I think Darwinian Evolution works just as well as Newtonian Mechanics. Neither are "isms." As for "Neo-Darwinism" I think it is unfortunate and has the intrinsic problem that all labels have that include some kind of "new" or "modern" in that they go stale when time moves on and what was "new" becomes old. At some point in the future "Neo-Darwinism" will become a double problem.

Jerry Coyne from the link Richard gave above:

Even if Darwinism had outgrown Darwin, it would be impossible to rechristen it.

Oh come on, memes mutate. Just say "Darwinian Evolution." We see "isms" fade out when people stop using them. At present, the terminology is not important when people who understand each other use it. The important part comes when people do not already understand each other. This is the case out in the culture war currently going on over the acceptance of these scientific ideas.

Sun, 15 Feb 2009 14:07:00 UTC | #325191

Stafford Gordon's Avatar Comment 25 by Stafford Gordon

I think that perhaps Darwin himself would disapprove of his becoming some kind of cult figure; I imagine that he would instead relish the developments which have resulted from his initial work.

Sun, 15 Feb 2009 14:07:00 UTC | #325190

Hellene's Avatar Comment 27 by Hellene

What an extremely interesting time we live in. I can't wait to see what happens next.

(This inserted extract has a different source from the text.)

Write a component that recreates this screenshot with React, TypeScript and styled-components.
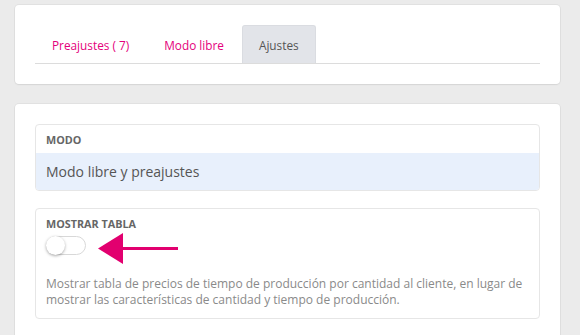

Sun, 15 Feb 2009 14:13:00 UTC | #325194

Chris_The_Positivist's Avatar Comment 28 by Chris_The_Positivist

I totally disagree! There is really nothing in using the term 'darwinism' to refer to evolution (in at the very least a general sense.) Darwinism and darwinian thinking must die? Is this simply to appease supposed religious objections to the word? This sounds like a disguised form of an attempt to 'water down' the theory, perhaps in line with current relativist leanings of many journalists."We must not offend people by evoking horrid images of a man's godless explanation of life being scientifically verified by mountains of evidence. No rather we should tread carefully, for reference to such a man's work and the blinding illuminating, brilliant light it shines over the truth is too confusing to comprehend...."
I'm sorry but Darwinism surely refers to the fundamentals of evolutionary thinking. Nit picking over lexical choice is arbitrary frankly. Darwinism/Evolution/Darwinian evolution is FACT. Showing people who are at odds with facts/wording etc, the vast evidence for Darwinian evolution will be infinatley more effective than trying to 're-arrange the furniture'.

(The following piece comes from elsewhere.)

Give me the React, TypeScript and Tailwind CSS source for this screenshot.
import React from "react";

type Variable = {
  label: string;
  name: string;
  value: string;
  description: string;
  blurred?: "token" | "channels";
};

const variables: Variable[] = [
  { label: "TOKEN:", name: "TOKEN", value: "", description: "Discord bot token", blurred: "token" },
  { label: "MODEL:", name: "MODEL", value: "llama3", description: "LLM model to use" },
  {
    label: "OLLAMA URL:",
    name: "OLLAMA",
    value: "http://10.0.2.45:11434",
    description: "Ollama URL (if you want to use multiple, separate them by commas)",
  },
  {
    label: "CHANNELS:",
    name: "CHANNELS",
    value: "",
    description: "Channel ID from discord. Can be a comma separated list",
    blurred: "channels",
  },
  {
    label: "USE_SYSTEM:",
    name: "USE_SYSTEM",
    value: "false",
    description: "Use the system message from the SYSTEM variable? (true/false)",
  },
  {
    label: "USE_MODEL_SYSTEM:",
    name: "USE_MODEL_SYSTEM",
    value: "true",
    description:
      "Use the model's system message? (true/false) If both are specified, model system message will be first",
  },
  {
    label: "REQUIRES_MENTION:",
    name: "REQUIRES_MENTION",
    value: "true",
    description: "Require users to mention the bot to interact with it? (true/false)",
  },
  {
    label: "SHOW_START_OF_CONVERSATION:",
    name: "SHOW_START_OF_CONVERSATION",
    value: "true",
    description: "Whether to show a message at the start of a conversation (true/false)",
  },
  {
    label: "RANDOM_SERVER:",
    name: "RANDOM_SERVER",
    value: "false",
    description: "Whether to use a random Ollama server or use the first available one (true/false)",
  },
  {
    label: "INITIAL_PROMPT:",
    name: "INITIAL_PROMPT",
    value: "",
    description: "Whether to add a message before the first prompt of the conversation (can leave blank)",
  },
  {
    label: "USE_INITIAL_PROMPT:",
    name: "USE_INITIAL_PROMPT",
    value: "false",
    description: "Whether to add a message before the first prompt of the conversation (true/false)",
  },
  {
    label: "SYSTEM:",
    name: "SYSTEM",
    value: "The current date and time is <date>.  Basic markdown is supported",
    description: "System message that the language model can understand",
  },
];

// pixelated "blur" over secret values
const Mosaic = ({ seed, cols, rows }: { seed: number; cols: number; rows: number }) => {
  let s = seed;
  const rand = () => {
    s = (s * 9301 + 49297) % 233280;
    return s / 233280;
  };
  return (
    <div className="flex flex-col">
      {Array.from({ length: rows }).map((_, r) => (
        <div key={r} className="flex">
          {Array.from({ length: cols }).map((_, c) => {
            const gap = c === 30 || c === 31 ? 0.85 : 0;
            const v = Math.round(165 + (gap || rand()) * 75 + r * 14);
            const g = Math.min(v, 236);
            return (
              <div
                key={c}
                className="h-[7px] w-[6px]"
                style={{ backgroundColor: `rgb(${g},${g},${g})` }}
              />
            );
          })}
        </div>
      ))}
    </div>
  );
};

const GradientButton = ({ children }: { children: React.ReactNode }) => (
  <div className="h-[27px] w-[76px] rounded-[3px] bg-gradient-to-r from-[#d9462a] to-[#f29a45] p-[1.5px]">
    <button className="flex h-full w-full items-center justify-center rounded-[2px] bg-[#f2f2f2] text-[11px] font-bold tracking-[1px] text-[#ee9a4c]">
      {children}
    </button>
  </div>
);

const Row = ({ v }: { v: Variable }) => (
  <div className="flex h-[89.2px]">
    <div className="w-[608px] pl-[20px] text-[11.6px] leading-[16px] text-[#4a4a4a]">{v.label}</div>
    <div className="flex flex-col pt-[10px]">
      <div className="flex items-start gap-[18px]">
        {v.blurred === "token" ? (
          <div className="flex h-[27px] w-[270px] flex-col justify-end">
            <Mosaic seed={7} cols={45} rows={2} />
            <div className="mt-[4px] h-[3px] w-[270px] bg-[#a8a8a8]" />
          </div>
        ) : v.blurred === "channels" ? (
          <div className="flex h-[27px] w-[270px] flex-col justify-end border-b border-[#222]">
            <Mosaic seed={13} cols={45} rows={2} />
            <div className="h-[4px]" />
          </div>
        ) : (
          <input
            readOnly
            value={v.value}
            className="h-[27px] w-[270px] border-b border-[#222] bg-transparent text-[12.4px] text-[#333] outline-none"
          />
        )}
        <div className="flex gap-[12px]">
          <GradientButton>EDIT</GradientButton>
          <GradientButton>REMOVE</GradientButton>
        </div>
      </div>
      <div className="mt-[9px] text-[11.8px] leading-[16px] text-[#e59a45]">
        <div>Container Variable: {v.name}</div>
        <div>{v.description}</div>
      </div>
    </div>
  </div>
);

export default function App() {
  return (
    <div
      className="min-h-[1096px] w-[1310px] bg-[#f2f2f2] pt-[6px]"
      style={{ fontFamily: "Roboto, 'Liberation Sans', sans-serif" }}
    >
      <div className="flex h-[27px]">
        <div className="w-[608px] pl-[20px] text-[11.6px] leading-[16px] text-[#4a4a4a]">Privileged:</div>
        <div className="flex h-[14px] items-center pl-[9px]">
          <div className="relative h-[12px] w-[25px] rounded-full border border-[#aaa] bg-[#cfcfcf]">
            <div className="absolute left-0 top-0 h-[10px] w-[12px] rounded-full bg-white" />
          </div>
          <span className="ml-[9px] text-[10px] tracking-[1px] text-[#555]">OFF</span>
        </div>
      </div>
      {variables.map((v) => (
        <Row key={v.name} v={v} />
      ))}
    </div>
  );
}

Sun, 15 Feb 2009 14:14:00 UTC | #325195

Jay Cee's Avatar Comment 29 by Jay Cee


The word Darwinist gives the impression that there are alternative explanations to evolution by natural selection. You don't need to refer to yourself as a "Quantum Mechanist" because there are no alternative theories that give values for the energy level of a hydrogen atom to 0.00000001dp.

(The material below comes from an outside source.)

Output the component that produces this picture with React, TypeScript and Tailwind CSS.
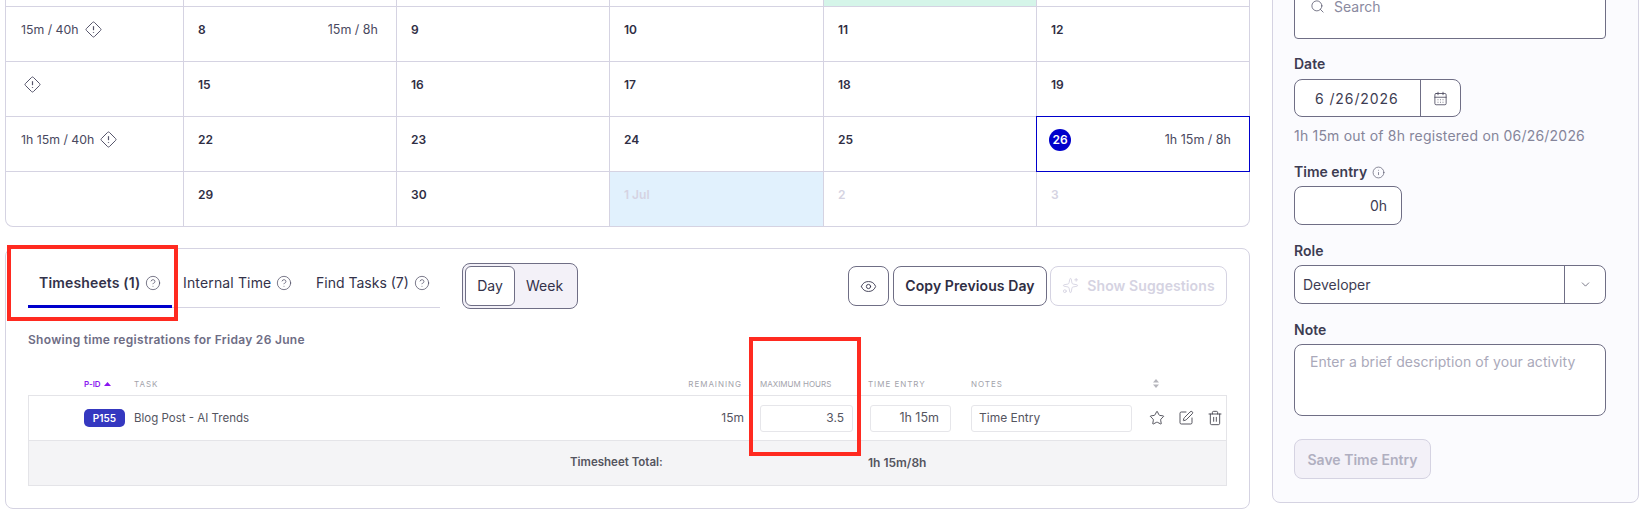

Sun, 15 Feb 2009 14:20:00 UTC | #325198

batsbatsbats's Avatar Comment 30 by batsbatsbats

Darwinism is the only word, describing a fact about the world, that also ends with "-ism". Is that right? It seems to be to my mind. Can someone think of others?

I believe that was the authors point. The term Darwinism is a fact, but it sounds like a political ideology (like Marxism, Socialism, Feminism, Anarchism, etc etc).

On the whole, a word is just a word. But I thought this article was important and thought provoking.